Altogether, our findings suggest that SL is largely maintained in ‘noisy’, and thus more naturalistic, communicative contexts. This work builds on prior demonstrations of more naturalistic SL for language, showing for example that learners can draw on the distributional properties of natural language input (Elazar et al., 2022; Pelucchi et al., 2009; Stärk et al., 2022) and that this learning generalizes across talker voices (Estes & Lew-Williams, 2015). We extend this research showing that SL can proceed in the presence of a concurrent speech stream. These findings emphasize the critical role of SL in language acquisition, and lend credence to the notion of ‘real-world’ SL more broadly—showing that the human ability to detect and draw on distributional information persists in the face of distraction, outside the confines of the conventional SL vacuum.

This observation is further supported by the recognition trial data in which participants discriminated a word from the attended language from a word from the unattended language. Both groups showed above-chance performance on the recognition trials, suggesting preferential processing and learning of the attended vs. unattended language in the Dual Talker group. Note that performance in the recognition trials was numerically higher than performance in the segmentation trials. This is likely due to the fact that performance in segmentation trials is only supported by SL of the TPs; however, performance in recognition trials is further supported by learning the languages’ phonotactics. Recall that the two languages had unique syllable inventories (/xo/ in Language A, but /xi/ in Language B). Therefore, even if someone would completely ignore the syllable TPs, they could still perform above chance on recognition trials by recognizing the unique syllable inventory. These phonotactics, together with the learned TPs, presumably contributed to the relatively higher performance on recognition trials compared to segmentation trials.

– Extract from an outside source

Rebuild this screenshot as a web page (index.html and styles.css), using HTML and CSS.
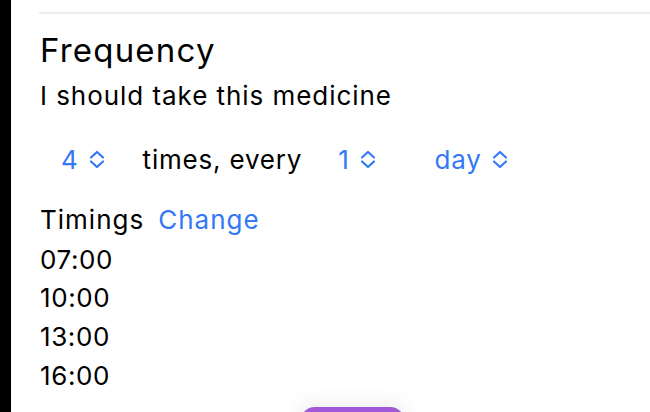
FILE: index.html
```html
<!DOCTYPE html>
<html lang="en">
<head>
<meta charset="utf-8">
<link rel="stylesheet" href="styles.css">
</head>
<body>
<div class="app">
  <div class="rail"></div>
  <div class="main">
    <div class="divider"></div>
    <h1 class="title">Frequency</h1>
    <p class="subtitle">I should take this medicine</p>
    <div class="stepper-row">
      <span class="picker p-count">4
        <svg class="chev" viewBox="0 0 16 19"><path d="M2 7.5 L8 2 L14 7.5 M2 11.5 L8 17 L14 11.5" fill="none" stroke="currentColor" stroke-width="2.2" stroke-linecap="round" stroke-linejoin="round"/></svg>
      </span>
      <span class="label">times, every</span>
      <span class="picker p-interval">1
        <svg class="chev" viewBox="0 0 16 19"><path d="M2 7.5 L8 2 L14 7.5 M2 11.5 L8 17 L14 11.5" fill="none" stroke="currentColor" stroke-width="2.2" stroke-linecap="round" stroke-linejoin="round"/></svg>
      </span>
      <span class="picker p-unit">day
        <svg class="chev" viewBox="0 0 16 19"><path d="M2 7.5 L8 2 L14 7.5 M2 11.5 L8 17 L14 11.5" fill="none" stroke="currentColor" stroke-width="2.2" stroke-linecap="round" stroke-linejoin="round"/></svg>
      </span>
    </div>
    <div class="timings-head">
      <span>Timings</span>
      <span class="link">Change</span>
    </div>
    <ul class="times">
      <li>07:00</li>
      <li>10:00</li>
      <li>13:00</li>
      <li>16:00</li>
    </ul>
  </div>
</div>
<div class="fab-clip"><div class="fab"></div></div>
</body>
</html>
```

FILE: styles.css
```css
html, body {
  margin: 0;
  padding: 0;
}
body {
  width: 650px;
  height: 412px;
  overflow: hidden;
  background: #fff;
  font-family: Inter, "Noto Sans", sans-serif;
  color: #000;
  position: relative;
}
.app {
  display: flex;
  height: 412px;
  overflow: hidden;
}
.rail {
  width: 11px;
  background: #000;
  flex: none;
}
.main {
  flex: 1;
  padding-left: 28px;
  padding-top: 12px;
}
.divider {
  height: 1.5px;
  background: #ececec;
}
.title {
  margin: 16px 0 0 1px;
  font-size: 33px;
  font-weight: 400;
  line-height: 40px;
  letter-spacing: 1.2px;
}
.subtitle {
  margin: 8px 0 0 1px;
  font-size: 26px;
  line-height: 36px;
  letter-spacing: 0.95px;
}
.stepper-row {
  display: flex;
  align-items: center;
  margin-top: 28px;
  height: 36px;
  font-size: 26px;
  line-height: 36px;
  letter-spacing: 0.8px;
}
.picker {
  display: flex;
  align-items: center;
  color: #3478f6;
  gap: 10px;
}
.chev {
  display: block;
  width: 16px;
  height: 19px;
  flex: none;
}
.p-count { margin-left: 22px; }
.label { margin-left: 38px; }
.p-interval { margin-left: 36px; }
.p-unit { margin-left: 59px; }
.timings-head {
  display: flex;
  gap: 14px;
  margin: 22px 0 0 1px;
  font-size: 26px;
  line-height: 39px;
  letter-spacing: 1px;
}
.link {
  color: #3478f6;
}
.times {
  list-style: none;
  margin: 2px 0 0 1px;
  padding: 0;
  font-size: 26px;
  line-height: 38.7px;
  letter-spacing: 0.6px;
}
.fab-clip {
  position: absolute;
  left: 270px;
  top: 372px;
  width: 170px;
  height: 40px;
  overflow: hidden;
}
.fab {
  margin: 35px 0 0 30px;
  width: 105px;
  height: 30px;
  border-radius: 15px;
  background: #a259d9;
  box-shadow: 0 -2px 20px 4px rgba(0, 0, 0, 0.06);
}
```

As our design used two languages with different phonotactics, listeners in the Dual Talker group were exposed to two clearly distinct ‘languages’, maximizing the phonological distance between input streams. This design was necessitated by our research question which required us to be able to separate learning from two different languages (i.e., allowing us to determine the source of learning). Still, this approach arguably reflects listening to two talkers speaking different languages. Future studies could target SL with two talkers producing the same language in order to examine whether this type of multi-talker setting perhaps enhances SL due to greater exposure to the distributional regularities. Moreover, building on the present findings about SL of adjacent TPs, future experiments could target more complex dependencies within the to-be-learned language (e.g., non-adjacent dependencies), which may be more susceptible to cognitive load than SL of adjacent dependencies (Pacton & Perruchet, 2008).

In sum, this study suggests that, when selectively listening in a multi-talker context, humans’ SL ability is relatively robust against increased cognitive load. SL is modulated by selective attention, which allows for robust segmentation performance for an attended language in a ‘cocktail party’ setting. These findings bear implications for our understanding of how language learning proceeds in more naturalistic settings, supporting the view that selective attention, a key feature of speech perception, contributes to speech segmentation and language learning.